A group of engineers, educators and surgeons met back in 2013 at the Carl J. Shapiro Simulation and Skills Center ( Beth Israel Deaconess Medical Center) in Boston as part of the IDEAS Symposium on Virtual Surgery. The purpose of the meeting was to review the background for simulation technology and to propose guidelines for its use in teaching and credentialing trainees and surgeons in practice. Kitware was invited to provide an open source perspective. I attended the meeting and gave a presentation on how open source accelerates innovation and fosters collaboration among surgical simulation researchers.

A publication on the outcomes of this meeting was recently published in Surgical Innovation, a peer-reviewed bi-monthly journal focusing on minimally invasive surgical techniques, new instruments such as laparoscopes and endoscopes, and new technologies.

http://www.ncbi.nlm.nih.gov/pubmed/25925424

Here is a key excerpt from the paper that focuses on open-source software:

“…In addition to the engineering challenges, there are logistic difficulties in creating medical VR simulation; first it is very time consuming, and second, there is a tendency to re-invent the wheel.  Open source software models can provide the best platform for the development of VR medical simulations for the following reasons:

  1. Unlike commercial software, open source software models have no vendor locks.
  2. Since everybody is contributing and updating the code, the quality might actually be much higher than the silo-generated material.
  3. They have the ability to reproduce results by other researchers.
  4. Research labs can focus on individual components or modules without having to rewrite the entire code.
  5. They avoid  payment for a license or to work with just one company in order to improve upon already existing code/product.
  6. They encourage a greater culture of transparency and collaboration 
  7. They allows many more medical and engineering institutes to participate in the process of testing and  validation the code/product…”

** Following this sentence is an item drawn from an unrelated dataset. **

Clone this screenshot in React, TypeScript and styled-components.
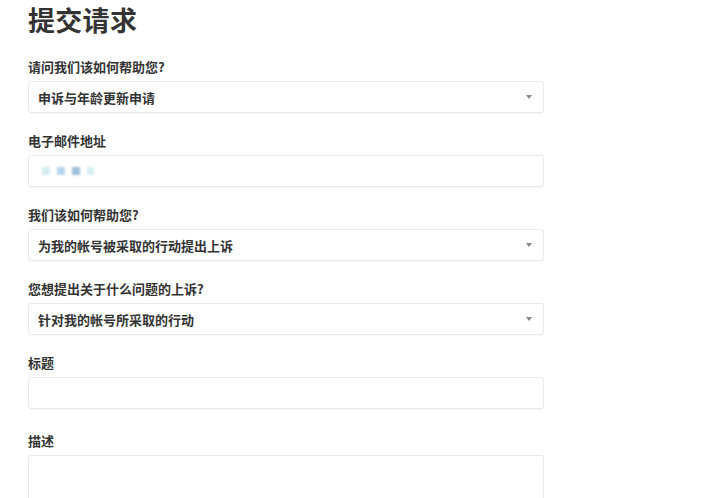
import styled, { createGlobalStyle } from "styled-components";

const GlobalStyle = createGlobalStyle`
  html, body {
    margin: 0;
    padding: 0;
    background: #fff;
  }
  body {
    font-family: "Noto Sans CJK SC", "Noto Sans", "Liberation Sans", sans-serif;
    color: #333;
  }
`;

type Field = {
  id: number;
  label: string;
  kind: "select" | "input" | "email" | "textarea";
  value?: string;
};

const fields: Field[] = [
  { id: 0, label: "请问我们该如何帮助您?", kind: "select", value: "申诉与年龄更新申请" },
  { id: 1, label: "电子邮件地址", kind: "email" },
  { id: 2, label: "我们该如何帮助您?", kind: "select", value: "为我的帐号被采取的行动提出上诉" },
  { id: 3, label: "您想提出关于什么问题的上诉?", kind: "select", value: "针对我的帐号所采取的行动" },
  { id: 4, label: "标题", kind: "input" },
  { id: 5, label: "描述", kind: "textarea" },
];

const App = () => {
  return (
    <Page>
      <GlobalStyle />
      <Title>提交请求</Title>
      <Form>
        {fields.map((field) => (
          <FieldGroup key={field.id} $wide={field.kind === "textarea"}>
            <Label>{field.label}</Label>
            {field.kind === "select" && (
              <Box>
                <Value>{field.value}</Value>
                <Caret />
              </Box>
            )}
            {field.kind === "email" && (
              <Box>
                <Blurred>
                  <Blob $color="#d3eef4" $w={8} />
                  <Blob $color="#b7d5e8" $w={8} />
                  <Blob $color="#9fbfd6" $w={8} />
                  <Blob $color="#d6f0f6" $w={7} />
                </Blurred>
              </Box>
            )}
            {field.kind === "input" && <Box />}
            {field.kind === "textarea" && <Box $tall />}
          </FieldGroup>
        ))}
      </Form>
    </Page>
  );
};

export default App;

const Page = styled.div`
  padding: 0 28px;
  height: 498px;
  overflow: hidden;
`;

const Title = styled.h1`
  margin: 0;
  font-size: 27px;
  line-height: 40px;
  font-weight: 700;
  color: #333;
  letter-spacing: 0.3px;
`;

const Form = styled.div`
  display: flex;
  flex-direction: column;
  width: 516px;
  margin-top: 18px;
`;

const FieldGroup = styled.div<{ $wide?: boolean }>`
  display: flex;
  flex-direction: column;
  gap: 5px;
  margin-bottom: 19px;
  margin-top: ${({ $wide }) => ($wide ? "4px" : "0")};
`;

const Label = styled.label`
  font-size: 13px;
  line-height: 18px;
  font-weight: 700;
  color: #333;
`;

const Box = styled.div<{ $tall?: boolean }>`
  position: relative;
  display: flex;
  align-items: center;
  height: ${({ $tall }) => ($tall ? "100px" : "32px")};
  box-sizing: border-box;
  border: 1px solid #e9e9e9;
  border-radius: 3px;
  background: #fff;
  box-shadow: 0 1px 1px rgba(0, 0, 0, 0.03);
  padding: 0 9px;
`;

const Value = styled.span`
  font-size: 13px;
  font-weight: 700;
  color: #333;
`;

const Caret = styled.span`
  position: absolute;
  right: 11px;
  top: 13px;
  width: 0;
  height: 0;
  border-left: 3px solid transparent;
  border-right: 3px solid transparent;
  border-top: 4px solid #888;
`;

const Blurred = styled.div`
  display: flex;
  gap: 7px;
  margin-left: 4px;
  filter: blur(1px);
`;

const Blob = styled.span<{ $color: string; $w: number }>`
  display: block;
  width: ${({ $w }) => $w}px;
  height: 8px;
  background: ${({ $color }) => $color};
`;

The idea that open-source software models can provide the best platform for VR medical simulation development is evident in the role Simulation Open Framework Architecture (SOFA) has played for several years in fostering great research surgical simulation around the world. Other groups are following suit including OpenSurgSimm, an open source surgical simulation platform that is development by SimQuest Solutions Inc with funding support from US Army Telemedicine & Advanced Technology Research Center (TATRC). With the availability of more and more of these types of open platforms and growing culture of collaboration, it is really an exciting time to be involved in virtual reality simulation research for surgical education.